Begin with the opening line of the records and extract each line through the one holding "text-[9px] font-bold leading-[12px]"; pictures are not part of the copy.

>> START Recorded information

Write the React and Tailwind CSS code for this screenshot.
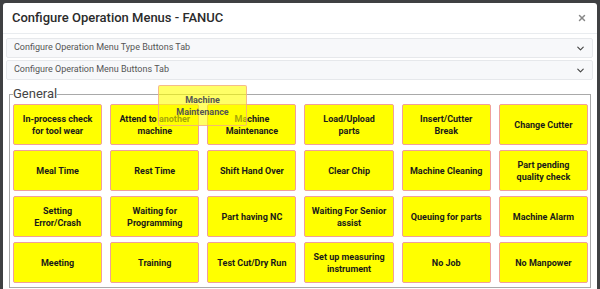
import { ChevronDown, X } from 'lucide-react';

const buttons = [
  'In-process check for tool wear',
  'Attend to another machine',
  'Machine Maintenance',
  'Load/Upload\nparts',
  'Insert/Cutter\nBreak',
  'Change Cutter',
  'Meal Time',
  'Rest Time',
  'Shift Hand Over',
  'Clear Chip',
  'Machine Cleaning',
  'Part pending quality check',
  'Setting\nError/Crash',
  'Waiting for Programming',
  'Part having NC',
  'Waiting For Senior assist',
  'Queuing for parts',
  'Machine Alarm',
  'Meeting',
  'Training',
  'Test Cut/Dry Run',
  'Set up measuring instrument',
  'No Job',
  'No Manpower',
];

const btnText = "font-['Roboto',sans-serif] text-[9px] font-bold leading-[12px] whitespace-pre-line";

export default function App() {
  return (
    <div className="w-[600px] h-[289px] overflow-hidden bg-[#3f4042] pt-[3px] pl-[3px] relative font-['Roboto',sans-serif]">
      <div className="w-[594px] h-[286px] bg-white rounded-t-[3px] overflow-hidden">
        <div className="h-[31px] flex items-center justify-between pl-[9px] pr-[10px] border-b border-[#e9ecef]">
          <h1 className="text-[13px] font-medium text-[#2b2b2b]">Configure Operation Menus - FANUC</h1>
          <X size={10} strokeWidth={3.5} className="text-[#888]" />
        </div>
        <div className="pl-[3px] pr-[4px] pt-[4px] flex flex-col gap-[2px]">
          {['Configure Operation Menu Type Buttons Tab', 'Configure Operation Menu Buttons Tab'].map((t) => (
            <div key={t} className="h-[20px] flex items-center justify-between pl-[7px] pr-[6px] bg-[#f7f8fa] border border-[#e6e8eb] rounded-[2px]">
              <span className="text-[9px] text-[#555]">{t}</span>
              <ChevronDown size={11} strokeWidth={2.5} className="text-[#444]" />
            </div>
          ))}
        </div>
        <fieldset className="mt-[6px] ml-[6px] w-[582px] border border-[#a9a9a9] pl-[3px] pr-[2px] pb-[4px]">
          <legend className="text-[13px] leading-[16px] text-[#444] font-normal">General</legend>
          <div className="grid grid-cols-6 gap-x-[8px] gap-y-[5px] pt-[2px]">
            {buttons.map((b) => (
              <div key={b} className="h-[41px] bg-[#ffff00] border border-[#f0a09a] rounded-[2px] flex items-center justify-center text-center px-[5px]">
                <span className={btnText + ' text-[#1a1a1a]'}>{b}</span>
              </div>
            ))}
          </div>
        </fieldset>
      </div>
      {/* drag ghost */}
      <div className="absolute left-[158px] top-[85px] w-[89px] h-[41px] bg-[#ffff00]/60 border border-[#f0a09a]/70 rounded-[2px] flex items-center justify-center text-center px-[5px]">
        <span className={btnText + ' text-[#555]'}>Machine Maintenance</span>
      </div>
    </div>
  );
}
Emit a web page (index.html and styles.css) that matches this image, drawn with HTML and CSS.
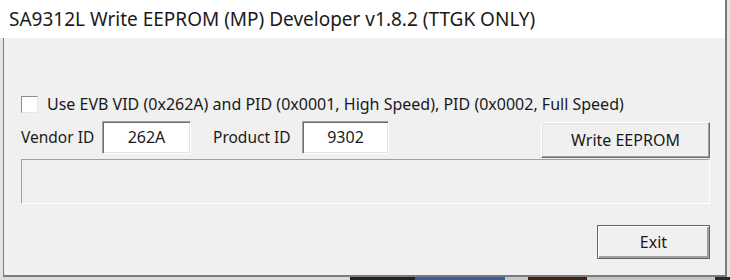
FILE: index.html
```
<!DOCTYPE html>
<html lang="en">
<head>
  <meta charset="UTF-8" />
  <title>SA9312L Write EEPROM (MP) Developer</title>
  <link rel="stylesheet" href="styles.css">
</head>
<body>
  <div class="window">
    <div class="titlebar">SA9312L Write EEPROM (MP) Developer v1.8.2 (TTGK ONLY)</div>
    <div class="client">
      <label class="check-row">
        <span class="checkbox"></span>
        <span>Use EVB VID (0x262A) and PID (0x0001, High Speed), PID (0x0002, Full Speed)</span>
      </label>
      <div class="id-row">
        <span class="field-label">Vendor ID</span>
        <div class="field vendor">262A</div>
        <span class="field-label product-label">Product ID</span>
        <div class="field product">9302</div>
        <button class="btn write-button">Write EEPROM</button>
      </div>
      <div class="status-panel"></div>
      <div class="footer-row">
        <button class="btn exit-button">Exit</button>
      </div>
    </div>
  </div>
  <div class="desktop"></div>
</body>
</html>
```

FILE: styles.css
```
body {
  margin: 0;
  padding: 0;
  background: #e4e4e4;
  font-family: 'Noto Sans', 'Liberation Sans', sans-serif;
  color: #1a1a1a;
  overflow: hidden;
}
.window {
  width: 725px;
  border-right: 2px solid #7c7c7c;
}
.titlebar {
  height: 38px;
  line-height: 38px;
  padding-left: 9px;
  background: #fff;
  font-size: 19px;
  white-space: nowrap;
}
.client {
  box-sizing: border-box;
  margin-left: 3px;
  height: 239px;
  border-left: 1px solid #7c7c7c;
  border-bottom: 2px solid #7c7c7c;
  background: #f0f0f0;
  padding: 56px 15px 0 17px;
  font-size: 16px;
}
.check-row {
  display: flex;
  align-items: center;
  height: 20px;
  gap: 9px;
  white-space: nowrap;
}
.checkbox {
  flex: none;
  width: 15px;
  height: 15px;
  background: #fff;
  border: 1px solid;
  border-color: #8e8e8e #e6e6e6 #e6e6e6 #8e8e8e;
}
.id-row {
  display: flex;
  align-items: flex-start;
  margin-top: 7px;
  height: 37px;
}
.field-label {
  width: 81px;
  line-height: 33px;
  font-size: 15.5px;
}
.product-label {
  margin-left: 22px;
  width: 89px;
}
.field {
  box-sizing: border-box;
  height: 33px;
  line-height: 31px;
  text-align: center;
  background: #fff;
  border: 1px solid;
  border-color: #a0a0a0 #fff #fff #a0a0a0;
  box-shadow: inset 1px 1px #6d6d6d, inset -1px -1px #e3e3e3;
}
.vendor {
  width: 89px;
}
.product {
  width: 87px;
}
.btn {
  box-sizing: border-box;
  font-family: inherit;
  font-size: 16px;
  color: #1a1a1a;
  background: #f0f0f0;
  border: 1px solid;
  border-color: #fff #6d6d6d #6d6d6d #fff;
  box-shadow: inset -1px -1px #a0a0a0, inset 1px 1px #e3e3e3;
  padding: 0;
}
.write-button {
  margin-left: auto;
  margin-top: 1px;
  width: 169px;
  height: 36px;
}
.status-panel {
  height: 45px;
  margin-top: 1px;
  box-sizing: border-box;
  border: 1px solid;
  border-color: #a0a0a0 #fff #fff #a0a0a0;
}
.footer-row {
  display: flex;
  justify-content: flex-end;
  margin-top: 21px;
}
.exit-button {
  width: 113px;
  height: 34px;
  border-color: #646464;
  box-shadow: inset 1px 1px #fff, inset -2px -2px #a0a0a0;
}
.desktop {
  height: 3px;
  background: linear-gradient(to right, #dcdcdc 0, #dcdcdc 350px, #1e2420 350px, #1e2420 415px, #3b5b9c 415px, #3b5b9c 505px, #c8c8c8 505px, #c8c8c8 528px, #3a2418 528px, #3a2418 587px, #c4c4c4 587px, #c4c4c4 715px, #2a2a2a 715px);
}
```
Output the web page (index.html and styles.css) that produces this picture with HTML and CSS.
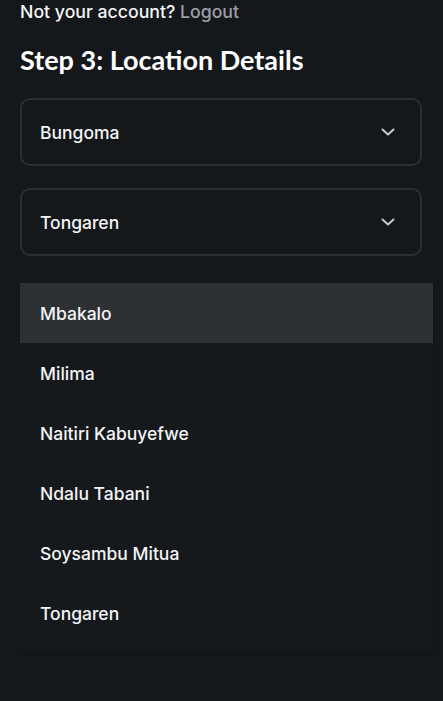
FILE: index.html
```html
<!DOCTYPE html>
<html lang="en">
<head>
<meta charset="utf-8">
<title>Step 3: Location Details</title>
<link rel="stylesheet" href="styles.css">
</head>
<body>
<main class="page">
  <p class="account">Not your account? <a class="logout" href="#">Logout</a></p>
  <h1 class="title">Step 3: Location Details</h1>
  <div class="select">
    <span class="select-value">Bungoma</span>
    <svg class="chevron" viewBox="0 0 14 8" width="14" height="8"><path d="M1.5 1.5 L7 6.5 L12.5 1.5" fill="none" stroke="currentColor" stroke-width="2" stroke-linecap="round" stroke-linejoin="round"/></svg>
  </div>
  <div class="select">
    <span class="select-value">Tongaren</span>
    <svg class="chevron" viewBox="0 0 14 8" width="14" height="8"><path d="M1.5 1.5 L7 6.5 L12.5 1.5" fill="none" stroke="currentColor" stroke-width="2" stroke-linecap="round" stroke-linejoin="round"/></svg>
  </div>
  <ul class="menu">
    <li class="option active">Mbakalo</li>
    <li class="option">Milima</li>
    <li class="option">Naitiri Kabuyefwe</li>
    <li class="option">Ndalu Tabani</li>
    <li class="option">Soysambu Mitua</li>
    <li class="option">Tongaren</li>
  </ul>
</main>
</body>
</html>
```

FILE: styles.css
```css
html, body {
  margin: 0;
  padding: 0;
  background: #15181b;
  height: 100%;
}
body {
  font-family: "Inter", "Noto Sans", sans-serif;
  color: #f2f3f4;
}
.page {
  padding: 0 21px 0 20px;
}
.account {
  margin: 1px 0 0;
  font-size: 17.7px;
  line-height: 22px;
  font-weight: 500;
  color: #f4f5f6;
}
.logout {
  color: #9ba0a6;
  text-decoration: none;
}
.title {
  margin: 21px 0 22px;
  font-family: "Lato", "Noto Sans", sans-serif;
  font-size: 27px;
  line-height: 32px;
  font-weight: 700;
  color: #ffffff;
}
.select {
  height: 64px;
  border: 2px solid #2b2e32;
  border-radius: 10px;
  display: flex;
  align-items: center;
  justify-content: space-between;
  padding: 0 25px 0 18px;
  margin-bottom: 22px;
}
.select + .select {
  margin-bottom: 27px;
}
.select-value {
  font-size: 17.5px;
  font-weight: 500;
  color: #f3f4f5;
}
.chevron {
  color: #c9cbce;
  display: block;
}
.menu {
  list-style: none;
  margin: 0 -11px 0 0;
  padding: 0 0 10px;
  background: #16191c;
  box-shadow: 0 1px 2px rgba(0, 0, 0, 0.35);
}
.option {
  height: 60px;
  display: flex;
  align-items: center;
  padding: 0 20px;
  font-size: 17.5px;
  font-weight: 500;
  color: #f3f4f5;
}
.option.active {
  background: #2e3134;
}
```
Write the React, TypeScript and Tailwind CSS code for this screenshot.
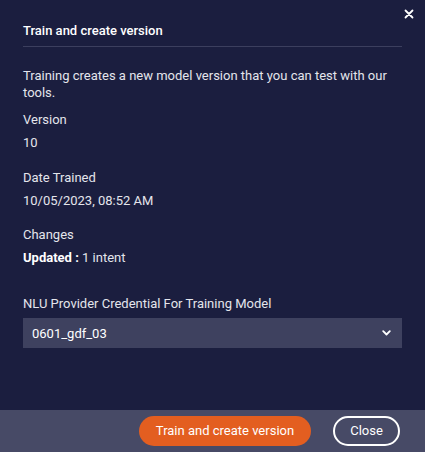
export default function App() {
  return (
    <div className="relative flex h-[452px] w-[425px] flex-col bg-[#1b1e3f] text-white font-['Roboto',sans-serif]">
      {/* close */}
      <button className="absolute right-[11px] top-[9px] text-white">
        <svg width="10" height="10" viewBox="0 0 10 10" fill="none">
          <path d="M1.5 1.5L8.5 8.5M8.5 1.5L1.5 8.5" stroke="white" strokeWidth="1.8" strokeLinecap="round" />
        </svg>
      </button>

      <div className="flex-1 px-[23px] pt-[23px]">
        <h2 className="border-b border-[#3c3f5e] pb-[7px] text-[13px] font-medium leading-[16px]">
          Train and create version
        </h2>

        <p className="mt-[20px] text-[13px] leading-[17px] text-[#e4e5ec]">
          Training creates a new model version that you can test with our tools.
        </p>

        <div className="mt-[10px] text-[13px] leading-[17px] text-[#e4e5ec]">
          <p>Version</p>
          <p className="mt-[6px]">10</p>
        </div>

        <div className="mt-[18px] text-[13px] leading-[17px] text-[#e4e5ec]">
          <p>Date Trained</p>
          <p className="mt-[6px]">10/05/2023, 08:52 AM</p>
        </div>

        <div className="mt-[17px] text-[13px] leading-[17px] text-[#e4e5ec]">
          <p>Changes</p>
          <p className="mt-[6px]">
            <span className="font-bold text-white">Updated :</span> 1 intent
          </p>
        </div>

        <div className="mt-[29px] text-[13px] leading-[17px] text-[#e4e5ec]">
          <p>NLU Provider Credential For Training Model</p>
          <div className="mt-[6px] flex h-[30px] items-center justify-between bg-[#3e415f] pl-[9px] pr-[11px]">
            <span className="text-white">0601_gdf_03</span>
            <svg width="9" height="6" viewBox="0 0 9 6" fill="none">
              <path d="M1.2 1.2L4.5 4.5L7.8 1.2" stroke="white" strokeWidth="1.8" strokeLinecap="round" strokeLinejoin="round" />
            </svg>
          </div>
        </div>
      </div>

      <div className="flex h-[42px] items-center justify-end gap-[22px] bg-[#474a66] pr-[25px]">
        <button className="h-[30px] w-[172px] rounded-full bg-[#e35e20] text-[13px] text-white">
          Train and create version
        </button>
        <button className="h-[30px] w-[67px] rounded-full border-2 border-white text-[13px] text-white">
          Close
        </button>
      </div>
    </div>
  );
}
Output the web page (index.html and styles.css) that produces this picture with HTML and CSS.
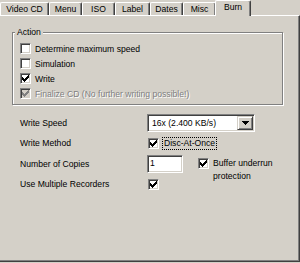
FILE: index.html
```html
<!DOCTYPE html>
<html>
<head>
<meta charset="utf-8">
<link rel="stylesheet" href="styles.css">
</head>
<body>
<div class="dialog">
  <div class="tabs">
    <div class="tab tab-video">Video CD</div>
    <div class="tab">Menu</div>
    <div class="tab">ISO</div>
    <div class="tab tab-label">Label</div>
    <div class="tab">Dates</div>
    <div class="tab">Misc</div>
    <div class="tab tab-active">Burn</div>
  </div>
  <div class="panel">
    <div class="group">
      <div class="group-title">Action</div>
      <div class="check-list">
        <div class="check-row"><span class="cb"></span>Determine maximum speed</div>
        <div class="check-row"><span class="cb"></span>Simulation</div>
        <div class="check-row"><span class="cb"><svg class="tick" width="7" height="7" viewBox="0 0 7 7"><path d="M6 0h1v1h-1z M5 1h2v1h-2z M0 2h1v1h-1z M4 2h3v1h-3z M0 3h2v1h-2z M3 3h3v1h-3z M0 4h5v1h-5z M1 5h3v1h-3z M2 6h1v1h-1z"/></svg></span>Write</div>
        <div class="check-row disabled"><span class="cb"><svg class="tick" width="7" height="7" viewBox="0 0 7 7"><path d="M6 0h1v1h-1z M5 1h2v1h-2z M0 2h1v1h-1z M4 2h3v1h-3z M0 3h2v1h-2z M3 3h3v1h-3z M0 4h5v1h-5z M1 5h3v1h-3z M2 6h1v1h-1z"/></svg></span>Finalize CD (No further writing possible!)</div>
      </div>
    </div>
    <div class="settings">
      <div class="label">Write Speed</div>
      <div class="combo">
        <span class="combo-text">16x (2.400 KB/s)</span>
        <span class="combo-btn"><svg width="7" height="4" viewBox="0 0 7 4"><path d="M0 0h7v1h-7z M1 1h5v1h-5z M2 2h3v1h-3z M3 3h1v1h-1z"/></svg></span>
      </div>
      <div class="label">Write Method</div>
      <div class="check-inline"><span class="cb"><svg class="tick" width="7" height="7" viewBox="0 0 7 7"><path d="M6 0h1v1h-1z M5 1h2v1h-2z M0 2h1v1h-1z M4 2h3v1h-3z M0 3h2v1h-2z M3 3h3v1h-3z M0 4h5v1h-5z M1 5h3v1h-3z M2 6h1v1h-1z"/></svg></span><span class="focus">Disc-At-Once</span></div>
      <div class="label">Number of Copies</div>
      <div class="copies">
        <div class="edit">1</div>
        <div class="buffer"><span class="cb"><svg class="tick" width="7" height="7" viewBox="0 0 7 7"><path d="M6 0h1v1h-1z M5 1h2v1h-2z M0 2h1v1h-1z M4 2h3v1h-3z M0 3h2v1h-2z M3 3h3v1h-3z M0 4h5v1h-5z M1 5h3v1h-3z M2 6h1v1h-1z"/></svg></span><span>Buffer underrun<br>protection</span></div>
      </div>
      <div class="label">Use Multiple Recorders</div>
      <div class="check-inline"><span class="cb"><svg class="tick" width="7" height="7" viewBox="0 0 7 7"><path d="M6 0h1v1h-1z M5 1h2v1h-2z M0 2h1v1h-1z M4 2h3v1h-3z M0 3h2v1h-2z M3 3h3v1h-3z M0 4h5v1h-5z M1 5h3v1h-3z M2 6h1v1h-1z"/></svg></span></div>
    </div>
  </div>
</div>
</body>
</html>
```
FILE: styles.css
```css
* { box-sizing: border-box; }
html, body { margin: 0; padding: 0; }
body {
  background: #d4d0c8;
  font-family: "Liberation Sans", Arial, sans-serif;
  font-size: 8.6px;
  color: #000;
  width: 300px;
  height: 263px;
  overflow: hidden;
}
.dialog {
  width: 300px;
  height: 262px;
  display: flex;
  flex-direction: column;
}
.tabs {
  display: flex;
  align-items: flex-end;
  height: 15px;
  flex: none;
}
.tab {
  width: 33px;
  height: 13px;
  line-height: 12px;
  text-align: center;
  white-space: nowrap;
  border-top: 1px solid #fff;
  border-left: 1px solid #fff;
  border-right: 1px solid #404040;
  box-shadow: inset -1px 0 0 #808080;
  border-top-left-radius: 2px;
  border-top-right-radius: 2px;
  background: #d4d0c8;
}
.tab-video { width: 49px; }
.tab-label { width: 35px; }
.tab-active {
  width: 36px;
  height: 16px;
  line-height: 13px;
  margin-left: -1px;
  margin-bottom: -1px;
  position: relative;
  z-index: 1;
}
.panel {
  flex: 1;
  border-top: 1px solid #fff;
  border-right: 1px solid #404040;
  border-bottom: 1px solid #404040;
  box-shadow: inset -1px -1px 0 #808080;
  padding: 16px 0 0 12px;
}
.group {
  width: 271px;
  border: 1px solid #808080;
  box-shadow: 1px 1px 0 #fff, inset 1px 1px 0 #fff;
  padding: 0 0 3px 7px;
}
.group-title {
  display: table;
  margin: -6px 0 0 -5px;
  padding: 0 2px;
  line-height: 11px;
  background: #d4d0c8;
}
.check-list { padding-top: 3px; }
.check-row {
  display: flex;
  align-items: center;
  height: 15px;
  white-space: nowrap;
}
.cb {
  width: 11px;
  height: 11px;
  flex: none;
  display: flex;
  align-items: center;
  justify-content: center;
  background: #fff;
  border: 1px solid;
  border-color: #808080 #fff #fff #808080;
  box-shadow: inset 1px 1px 0 #404040, inset -1px -1px 0 #d4d0c8;
  margin-right: 4px;
}
.tick { display: block; fill: #000; }
.disabled { color: #808080; text-shadow: 1px 1px 0 #fff; }
.disabled .cb { background: #d4d0c8; }
.disabled .tick { fill: #808080; }
.settings {
  display: grid;
  grid-template-columns: 127px auto;
  grid-template-rows: 21px 20px 21px 20px;
  align-items: center;
  margin: 7px 0 0 8px;
}
.label { white-space: nowrap; }
.combo {
  width: 108px;
  height: 18px;
  display: flex;
  align-items: center;
  background: #fff;
  border: 1px solid;
  border-color: #808080 #fff #fff #808080;
  box-shadow: inset 1px 1px 0 #404040, inset -1px -1px 0 #d4d0c8;
  padding: 1px;
}
.combo-text { flex: 1; padding-left: 3px; white-space: nowrap; }
.combo-btn {
  width: 16px;
  height: 14px;
  flex: none;
  display: flex;
  align-items: center;
  justify-content: center;
  background: #d4d0c8;
  border: 1px solid;
  border-color: #d4d0c8 #404040 #404040 #d4d0c8;
  box-shadow: inset 1px 1px 0 #fff, inset -1px -1px 0 #808080;
}
.combo-btn svg { display: block; fill: #000; }
.check-inline {
  display: flex;
  align-items: center;
  margin-left: 1px;
}
.check-inline .cb { margin-right: 3px; }
.focus {
  border: 1px dotted #000;
  padding: 0 1px;
  line-height: 11px;
  white-space: nowrap;
}
.copies {
  display: flex;
  align-items: flex-start;
  align-self: start;
  margin-top: 2px;
}
.edit {
  width: 36px;
  height: 18px;
  background: #fff;
  border: 1px solid;
  border-color: #808080 #fff #fff #808080;
  box-shadow: inset 1px 1px 0 #404040, inset -1px -1px 0 #d4d0c8;
  padding: 0 0 0 2px;
  line-height: 15px;
}
.buffer {
  display: flex;
  align-items: flex-start;
  margin: 2px 0 0 15px;
  line-height: 13px;
  white-space: nowrap;
}
.buffer .cb { margin-top: 1px; }
```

>> END Recorded information

* Answer in full
Write the React and Tailwind CSS code for this screenshot.
import { ChevronDown, X } from 'lucide-react';

const buttons = [
  'In-process check for tool wear',
  'Attend to another machine',
  'Machine Maintenance',
  'Load/Upload\nparts',
  'Insert/Cutter\nBreak',
  'Change Cutter',
  'Meal Time',
  'Rest Time',
  'Shift Hand Over',
  'Clear Chip',
  'Machine Cleaning',
  'Part pending quality check',
  'Setting\nError/Crash',
  'Waiting for Programming',
  'Part having NC',
  'Waiting For Senior assist',
  'Queuing for parts',
  'Machine Alarm',
  'Meeting',
  'Training',
  'Test Cut/Dry Run',
  'Set up measuring instrument',
  'No Job',
  'No Manpower',
];

const btnText = "font-['Roboto',sans-serif] text-[9px] font-bold leading-[12px] whitespace-pre-line";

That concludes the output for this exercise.